RECORD EXTRACTS:
-----

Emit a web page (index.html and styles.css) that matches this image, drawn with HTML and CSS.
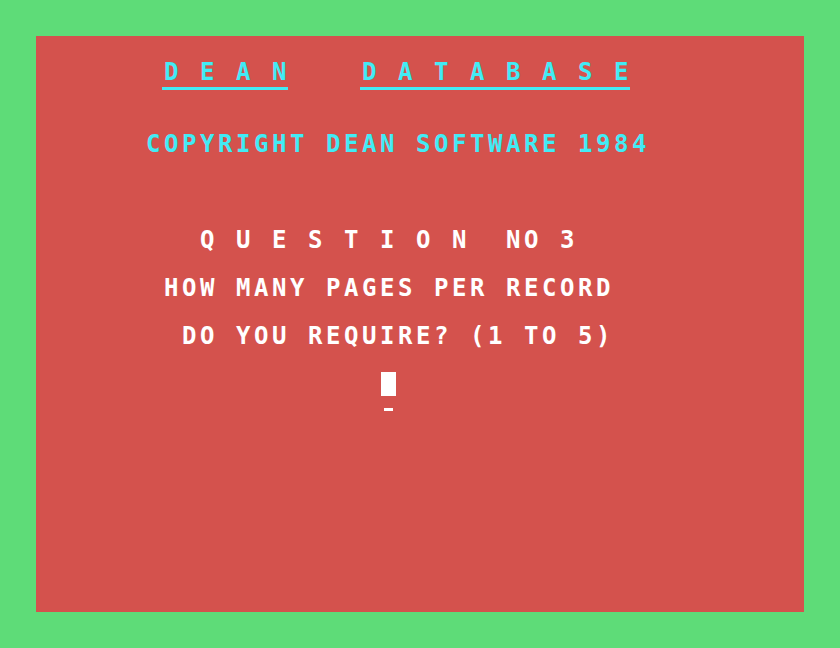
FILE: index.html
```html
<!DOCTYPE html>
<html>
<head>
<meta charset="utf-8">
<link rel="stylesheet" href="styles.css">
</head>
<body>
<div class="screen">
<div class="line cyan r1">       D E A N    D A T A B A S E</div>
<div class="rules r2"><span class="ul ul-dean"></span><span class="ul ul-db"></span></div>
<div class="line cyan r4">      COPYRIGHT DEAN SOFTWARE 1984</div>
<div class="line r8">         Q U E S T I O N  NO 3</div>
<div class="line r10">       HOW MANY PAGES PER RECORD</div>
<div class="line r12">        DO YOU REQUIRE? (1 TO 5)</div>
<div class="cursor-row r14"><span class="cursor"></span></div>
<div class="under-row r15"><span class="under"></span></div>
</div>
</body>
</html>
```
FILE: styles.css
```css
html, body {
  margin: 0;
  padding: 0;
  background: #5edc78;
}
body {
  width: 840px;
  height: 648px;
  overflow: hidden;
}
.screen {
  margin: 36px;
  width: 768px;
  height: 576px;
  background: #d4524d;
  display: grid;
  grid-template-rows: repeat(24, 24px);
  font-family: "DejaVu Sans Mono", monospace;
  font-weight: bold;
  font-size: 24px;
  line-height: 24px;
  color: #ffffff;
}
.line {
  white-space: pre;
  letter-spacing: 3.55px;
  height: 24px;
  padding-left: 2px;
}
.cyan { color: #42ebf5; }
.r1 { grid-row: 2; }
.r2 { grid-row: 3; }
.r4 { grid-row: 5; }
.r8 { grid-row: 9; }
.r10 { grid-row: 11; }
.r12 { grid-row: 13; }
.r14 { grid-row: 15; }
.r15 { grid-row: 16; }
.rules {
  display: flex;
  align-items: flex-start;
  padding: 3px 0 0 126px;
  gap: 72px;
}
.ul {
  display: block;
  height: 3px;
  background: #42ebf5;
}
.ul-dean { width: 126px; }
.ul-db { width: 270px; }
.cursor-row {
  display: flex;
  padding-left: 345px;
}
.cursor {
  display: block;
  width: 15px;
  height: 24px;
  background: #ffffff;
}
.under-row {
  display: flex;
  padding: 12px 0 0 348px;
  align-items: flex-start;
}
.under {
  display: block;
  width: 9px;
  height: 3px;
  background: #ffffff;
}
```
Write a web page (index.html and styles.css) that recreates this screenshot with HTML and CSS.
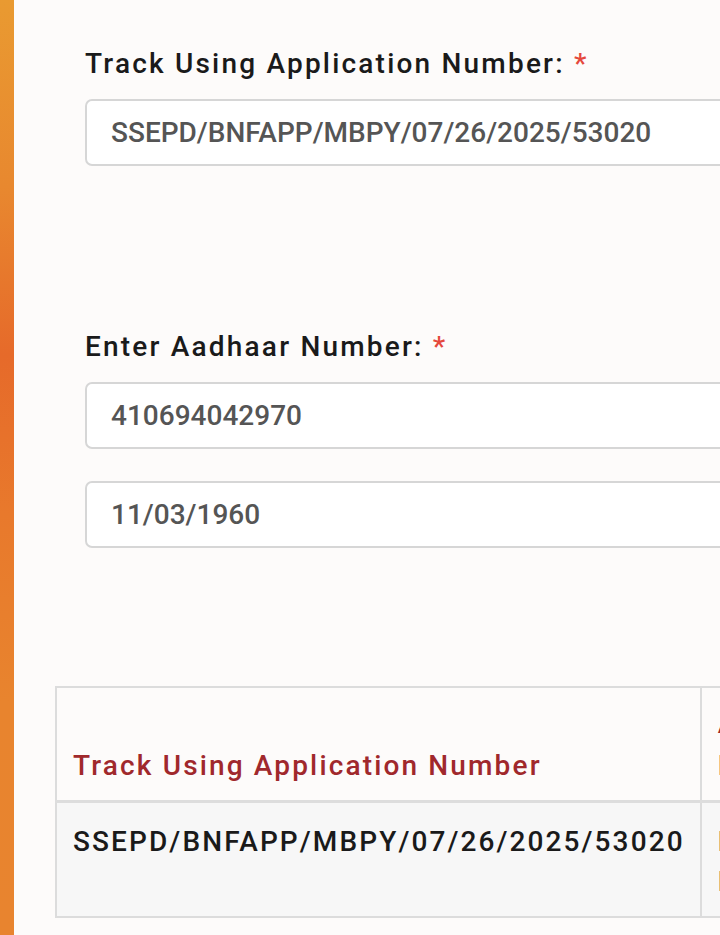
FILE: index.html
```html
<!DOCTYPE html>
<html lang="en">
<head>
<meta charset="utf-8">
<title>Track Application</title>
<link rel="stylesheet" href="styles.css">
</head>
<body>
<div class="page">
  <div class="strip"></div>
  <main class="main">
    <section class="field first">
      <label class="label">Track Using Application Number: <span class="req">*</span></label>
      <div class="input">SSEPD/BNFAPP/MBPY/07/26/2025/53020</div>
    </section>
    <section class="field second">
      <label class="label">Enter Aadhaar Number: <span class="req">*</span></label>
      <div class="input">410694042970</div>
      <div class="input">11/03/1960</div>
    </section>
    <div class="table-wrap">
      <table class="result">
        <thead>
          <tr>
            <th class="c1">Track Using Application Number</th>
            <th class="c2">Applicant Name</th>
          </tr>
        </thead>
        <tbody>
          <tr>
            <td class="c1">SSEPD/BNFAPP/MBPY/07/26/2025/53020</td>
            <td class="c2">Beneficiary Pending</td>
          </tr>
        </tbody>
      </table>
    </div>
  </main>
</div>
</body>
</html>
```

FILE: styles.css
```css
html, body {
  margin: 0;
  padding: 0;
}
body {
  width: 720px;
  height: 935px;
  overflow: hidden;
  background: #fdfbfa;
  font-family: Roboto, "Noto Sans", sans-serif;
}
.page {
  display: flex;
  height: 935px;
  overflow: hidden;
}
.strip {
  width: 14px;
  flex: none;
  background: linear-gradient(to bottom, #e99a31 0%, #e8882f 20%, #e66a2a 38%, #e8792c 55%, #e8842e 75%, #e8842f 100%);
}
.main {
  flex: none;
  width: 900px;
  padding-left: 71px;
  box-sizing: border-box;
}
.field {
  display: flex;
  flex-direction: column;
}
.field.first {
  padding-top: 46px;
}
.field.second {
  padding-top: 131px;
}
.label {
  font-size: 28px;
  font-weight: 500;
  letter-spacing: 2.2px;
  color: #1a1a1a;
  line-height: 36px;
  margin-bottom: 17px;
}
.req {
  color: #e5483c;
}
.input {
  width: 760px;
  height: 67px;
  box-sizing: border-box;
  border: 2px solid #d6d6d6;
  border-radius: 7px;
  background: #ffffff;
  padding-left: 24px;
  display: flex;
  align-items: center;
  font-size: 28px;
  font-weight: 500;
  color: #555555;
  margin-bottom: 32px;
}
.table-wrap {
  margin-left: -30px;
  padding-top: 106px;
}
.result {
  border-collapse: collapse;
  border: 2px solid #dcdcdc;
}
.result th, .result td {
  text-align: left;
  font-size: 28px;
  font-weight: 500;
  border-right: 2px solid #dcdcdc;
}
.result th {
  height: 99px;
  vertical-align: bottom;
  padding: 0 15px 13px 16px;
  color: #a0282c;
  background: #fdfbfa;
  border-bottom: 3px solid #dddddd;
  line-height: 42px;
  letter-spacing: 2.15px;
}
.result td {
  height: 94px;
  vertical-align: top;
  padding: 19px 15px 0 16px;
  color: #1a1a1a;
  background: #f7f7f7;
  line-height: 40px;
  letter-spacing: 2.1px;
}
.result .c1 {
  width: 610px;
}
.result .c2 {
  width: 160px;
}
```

-----

Leave every image out, and retype the material exactly.

EXPECTED ANSWER:
Emit a web page (index.html and styles.css) that matches this image, drawn with HTML and CSS.
FILE: index.html
```html
<!DOCTYPE html>
<html>
<head>
<meta charset="utf-8">
<link rel="stylesheet" href="styles.css">
</head>
<body>
<div class="screen">
<div class="line cyan r1">       D E A N    D A T A B A S E</div>
<div class="rules r2"><span class="ul ul-dean"></span><span class="ul ul-db"></span></div>
<div class="line cyan r4">      COPYRIGHT DEAN SOFTWARE 1984</div>
<div class="line r8">         Q U E S T I O N  NO 3</div>
<div class="line r10">       HOW MANY PAGES PER RECORD</div>
<div class="line r12">        DO YOU REQUIRE? (1 TO 5)</div>
<div class="cursor-row r14"><span class="cursor"></span></div>
<div class="under-row r15"><span class="under"></span></div>
</div>
</body>
</html>
```
FILE: styles.css
```css
html, body {
  margin: 0;
  padding: 0;
  background: #5edc78;
}
body {
  width: 840px;
  height: 648px;
  overflow: hidden;
}
.screen {
  margin: 36px;
  width: 768px;
  height: 576px;
  background: #d4524d;
  display: grid;
  grid-template-rows: repeat(24, 24px);
  font-family: "DejaVu Sans Mono", monospace;
  font-weight: bold;
  font-size: 24px;
  line-height: 24px;
  color: #ffffff;
}
.line {
  white-space: pre;
  letter-spacing: 3.55px;
  height: 24px;
  padding-left: 2px;
}
.cyan { color: #42ebf5; }
.r1 { grid-row: 2; }
.r2 { grid-row: 3; }
.r4 { grid-row: 5; }
.r8 { grid-row: 9; }
.r10 { grid-row: 11; }
.r12 { grid-row: 13; }
.r14 { grid-row: 15; }
.r15 { grid-row: 16; }
.rules {
  display: flex;
  align-items: flex-start;
  padding: 3px 0 0 126px;
  gap: 72px;
}
.ul {
  display: block;
  height: 3px;
  background: #42ebf5;
}
.ul-dean { width: 126px; }
.ul-db { width: 270px; }
.cursor-row {
  display: flex;
  padding-left: 345px;
}
.cursor {
  display: block;
  width: 15px;
  height: 24px;
  background: #ffffff;
}
.under-row {
  display: flex;
  padding: 12px 0 0 348px;
  align-items: flex-start;
}
.under {
  display: block;
  width: 9px;
  height: 3px;
  background: #ffffff;
}
```
Write a web page (index.html and styles.css) that recreates this screenshot with HTML and CSS.
FILE: index.html
```html
<!DOCTYPE html>
<html lang="en">
<head>
<meta charset="utf-8">
<title>Track Application</title>
<link rel="stylesheet" href="styles.css">
</head>
<body>
<div class="page">
  <div class="strip"></div>
  <main class="main">
    <section class="field first">
      <label class="label">Track Using Application Number: <span class="req">*</span></label>
      <div class="input">SSEPD/BNFAPP/MBPY/07/26/2025/53020</div>
    </section>
    <section class="field second">
      <label class="label">Enter Aadhaar Number: <span class="req">*</span></label>
      <div class="input">410694042970</div>
      <div class="input">11/03/1960</div>
    </section>
    <div class="table-wrap">
      <table class="result">
        <thead>
          <tr>
            <th class="c1">Track Using Application Number</th>
            <th class="c2">Applicant Name</th>
          </tr>
        </thead>
        <tbody>
          <tr>
            <td class="c1">SSEPD/BNFAPP/MBPY/07/26/2025/53020</td>
            <td class="c2">Beneficiary Pending</td>
          </tr>
        </tbody>
      </table>
    </div>
  </main>
</div>
</body>
</html>
```

FILE: styles.css
```css
html, body {
  margin: 0;
  padding: 0;
}
body {
  width: 720px;
  height: 935px;
  overflow: hidden;
  background: #fdfbfa;
  font-family: Roboto, "Noto Sans", sans-serif;
}
.page {
  display: flex;
  height: 935px;
  overflow: hidden;
}
.strip {
  width: 14px;
  flex: none;
  background: linear-gradient(to bottom, #e99a31 0%, #e8882f 20%, #e66a2a 38%, #e8792c 55%, #e8842e 75%, #e8842f 100%);
}
.main {
  flex: none;
  width: 900px;
  padding-left: 71px;
  box-sizing: border-box;
}
.field {
  display: flex;
  flex-direction: column;
}
.field.first {
  padding-top: 46px;
}
.field.second {
  padding-top: 131px;
}
.label {
  font-size: 28px;
  font-weight: 500;
  letter-spacing: 2.2px;
  color: #1a1a1a;
  line-height: 36px;
  margin-bottom: 17px;
}
.req {
  color: #e5483c;
}
.input {
  width: 760px;
  height: 67px;
  box-sizing: border-box;
  border: 2px solid #d6d6d6;
  border-radius: 7px;
  background: #ffffff;
  padding-left: 24px;
  display: flex;
  align-items: center;
  font-size: 28px;
  font-weight: 500;
  color: #555555;
  margin-bottom: 32px;
}
.table-wrap {
  margin-left: -30px;
  padding-top: 106px;
}
.result {
  border-collapse: collapse;
  border: 2px solid #dcdcdc;
}
.result th, .result td {
  text-align: left;
  font-size: 28px;
  font-weight: 500;
  border-right: 2px solid #dcdcdc;
}
.result th {
  height: 99px;
  vertical-align: bottom;
  padding: 0 15px 13px 16px;
  color: #a0282c;
  background: #fdfbfa;
  border-bottom: 3px solid #dddddd;
  line-height: 42px;
  letter-spacing: 2.15px;
}
.result td {
  height: 94px;
  vertical-align: top;
  padding: 19px 15px 0 16px;
  color: #1a1a1a;
  background: #f7f7f7;
  line-height: 40px;
  letter-spacing: 2.1px;
}
.result .c1 {
  width: 610px;
}
.result .c2 {
  width: 160px;
}
```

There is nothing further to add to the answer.